In 1936, he was hired as a research chemist by E.I. du Pont de Nemours and Company at its Jackson Laboratory in Deepwater, New Jersey.

In 1938, while attempting to make a new chlorofluorocarbon refrigerant, Plunkett's laboratory team discovered polytetrafluoroethylene (PTFE), better known as Teflon. In New York City in April 1986, Plunkett shared the story of his accidental discovery at the spring meeting of the American Chemical Society national meeting in the History of Chemistry section. His story was published in the Symposium Proceedings:

On the morning of April 6, 1938, Jack Rebok, my assistant, selected one of the TFE cylinders that we had been using the previous day and set up the apparatus ready to go. When he opened the valve—to let the TFE gas flow under its own pressure from the cylinder—nothing happened...We were in a quandary. I couldn't think of anything else to do under the circumstances, so we unscrewed the valve from the cylinder. By this time it was pretty clear that there wasn't any gas left. I carefully tipped the cylinder upside down, and out came a whitish powder down onto the lab bench. We scraped around some with the wire inside the cylinder...to get some more of the powder. What I got out that way certainly didn't add up, so I knew there must be more, inside. Finally...we decided to cut open the cylinder. When we did, we found more of the powder packed onto the bottom and lower sides of the cylinder.

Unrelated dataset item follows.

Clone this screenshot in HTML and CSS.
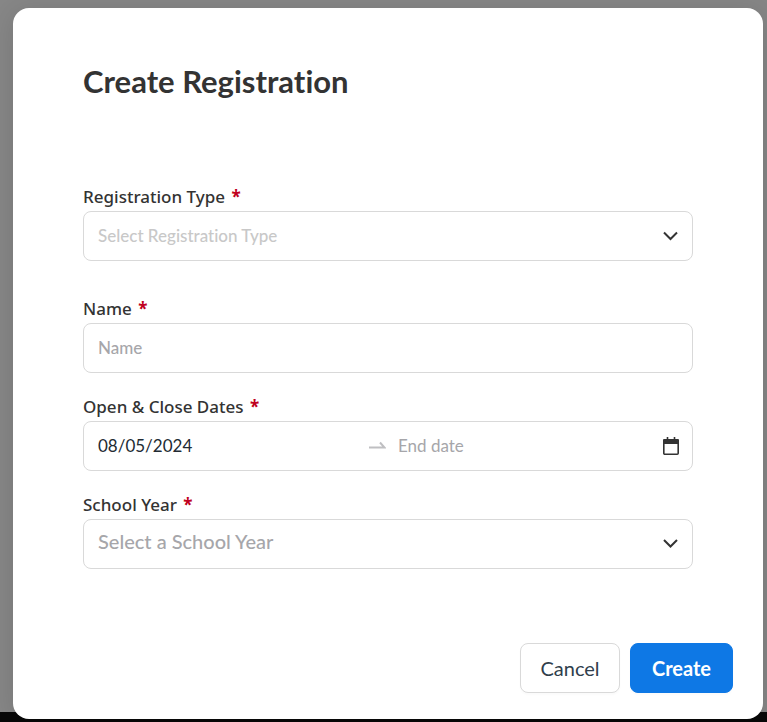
FILE: index.html
```html
<!DOCTYPE html>
<html lang="en">
<head>
<meta charset="utf-8">
<meta name="viewport" content="width=device-width, initial-scale=1">
<title>Create Registration</title>
<link rel="stylesheet" href="styles.css">
</head>
<body>
<main class="backdrop">
  <form class="modal" role="dialog" aria-labelledby="title">
    <div class="modal-body">
      <h1 class="title" id="title">Create Registration</h1>
      <div class="field field-type">
        <label class="label" for="type">Registration Type <span class="required">*</span></label>
        <div class="control">
          <select class="input select faint" id="type" required>
            <option value="">Select Registration Type</option>
          </select>
          <svg class="icon" viewBox="0 0 16 16" aria-hidden="true"><path d="M1 4.500 7.500 11 14 4.500"/></svg>
        </div>
      </div>
      <div class="field">
        <label class="label" for="name">Name <span class="required">*</span></label>
        <div class="control">
          <input class="input" id="name" type="text" placeholder="Name" required>
        </div>
      </div>
      <div class="field">
        <label class="label" for="start">Open &amp; Close Dates <span class="required">*</span></label>
        <div class="control">
          <input class="input date" id="start" type="text" value="08/05/2024" required>
          <svg class="arrow" viewBox="0 0 18 16" aria-hidden="true"><path d="M1 9.500h15.500L12 4.500"/></svg>
          <input class="input date end" type="text" placeholder="End date" aria-label="End date" required>
          <svg class="icon calendar" viewBox="0 0 16 18" aria-hidden="true"><path class="solid" d="M1 2h14a1 1 0 0 1 1 1v4H0V3a1 1 0 0 1 1-1z"/><path d="M.8 6v10.200a1 1 0 0 0 1 1h12.400a1 1 0 0 0 1-1V6M4.500 0v3M11.500 0v3"/></svg>
        </div>
      </div>
      <div class="field">
        <label class="label" for="year">School Year <span class="required">*</span></label>
        <div class="control">
          <select class="input select large" id="year" required>
            <option value="">Select a School Year</option>
          </select>
          <svg class="icon" viewBox="0 0 16 16" aria-hidden="true"><path d="M1 4 7.500 10.500 14 4"/></svg>
        </div>
      </div>
    </div>
    <footer class="actions">
      <button class="button" type="button">Cancel</button>
      <button class="button primary" type="submit">Create</button>
    </footer>
  </form>
</main>
</body>
</html>
```
FILE: styles.css
```css
* {
  box-sizing: border-box;
}

body {
  margin: 0;
  font-family: Lato, sans-serif;
  font-variant-ligatures: none;
  color: #333;
}

.backdrop {
  min-height: 100vh;
  padding: 8px 4px 3px 13px;
  background: linear-gradient(to top, #080808 10px, #868686 10px);
}

.modal {
  display: flex;
  flex-direction: column;
  min-height: calc(100vh - 11px);
  border-radius: 16px;
  background: #fff;
  box-shadow: 0 4px 24px rgba(0, 0, 0, 0.12);
}

.modal-body {
  flex: 1;
  padding: 55px 70px 0;
}

.title {
  margin: 0 0 88px;
  font-size: 31px;
  line-height: 36px;
  font-weight: 700;
}

.field {
  margin-bottom: 24px;
}

.field-type {
  margin-bottom: 38px;
}

.label {
  display: block;
  padding-bottom: 4px;
  font-family: "Noto Sans", "Open Sans", sans-serif;
  font-size: 17px;
  font-weight: 500;
  line-height: 20px;
}

.required {
  margin-left: 2px;
  color: #c00020;
  font-weight: 700;
}

.control {
  display: flex;
  align-items: center;
  position: relative;
  height: 50px;
  border: 1px solid #d9d9d9;
  border-radius: 8px;
}

.input {
  flex: 1;
  min-width: 0;
  height: 100%;
  padding: 0 14px 2px;
  border: 0;
  outline: 0;
  background: none;
  font: 500 17px Lato, sans-serif;
  font-variant-ligatures: none;
  color: #222b33;
}

.input::placeholder {
  color: #a6a6aa;
  opacity: 1;
}

.select {
  appearance: none;
  color: #a6a6aa;
}

.faint {
  color: #c8c8c8;
}

.large {
  padding-bottom: 6px;
  font-size: 20px;
}

.date {
  font-weight: 400;
}

.date.end {
  flex-basis: 50px;
  padding-left: 12px;
}

.arrow {
  width: 18px;
  height: 16px;
  fill: none;
  stroke: #bfbfc2;
  stroke-width: 2;
}

.icon {
  position: absolute;
  right: 13px;
  width: 16px;
  height: 16px;
  fill: none;
  stroke: #333;
  stroke-width: 2;
  pointer-events: none;
}

.calendar {
  height: 18px;
}

.calendar path {
  stroke-width: 1.6;
}

.calendar .solid {
  fill: #333;
  stroke: none;
}

.actions {
  display: flex;
  justify-content: flex-end;
  gap: 10px;
  padding: 0 30px 26px;
}

.button {
  min-width: 100px;
  height: 50px;
  padding: 0 18px;
  border: 1px solid #d9d9d9;
  border-radius: 8px;
  background: #fff;
  box-shadow: 0 2px 2px rgba(0, 0, 0, 0.02);
  font: 400 20px Lato, sans-serif;
  color: #2f3e4c;
}

.primary {
  min-width: 103px;
  border-color: #0e78e5;
  background: #0e78e5;
  font-weight: 700;
  color: #fff;
}
```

The tetrafluoroethylene in the container had polymerized into polytetrafluoroethylene, a waxy solid with that was found to have had properties such as resistance to corrosion, low surface friction, and high heat resistance.

Later in his career, Plunkett was the chief chemist involved in the production of tetraethyllead, an antiknock agent that made gasoline "leaded," later discontinued over concerns about the toxic effects of lead. After that, he directed the production of Freon, DuPont's brand name for chlorofluorocarbon refrigerant. He retired in 1975.

==Awards==
In 1951, Plunkett received the John Scott Medal from the city of Philadelphia for an invention promoting the "comfort, welfare, and happiness of humankind". Attendees were given a Teflon-coated muffin tin to take home. Other awards and honors followed. Plunkett was inducted into the Plastics Hall of Fame in 1973 and the National Inventors Hall of Fame in 1985.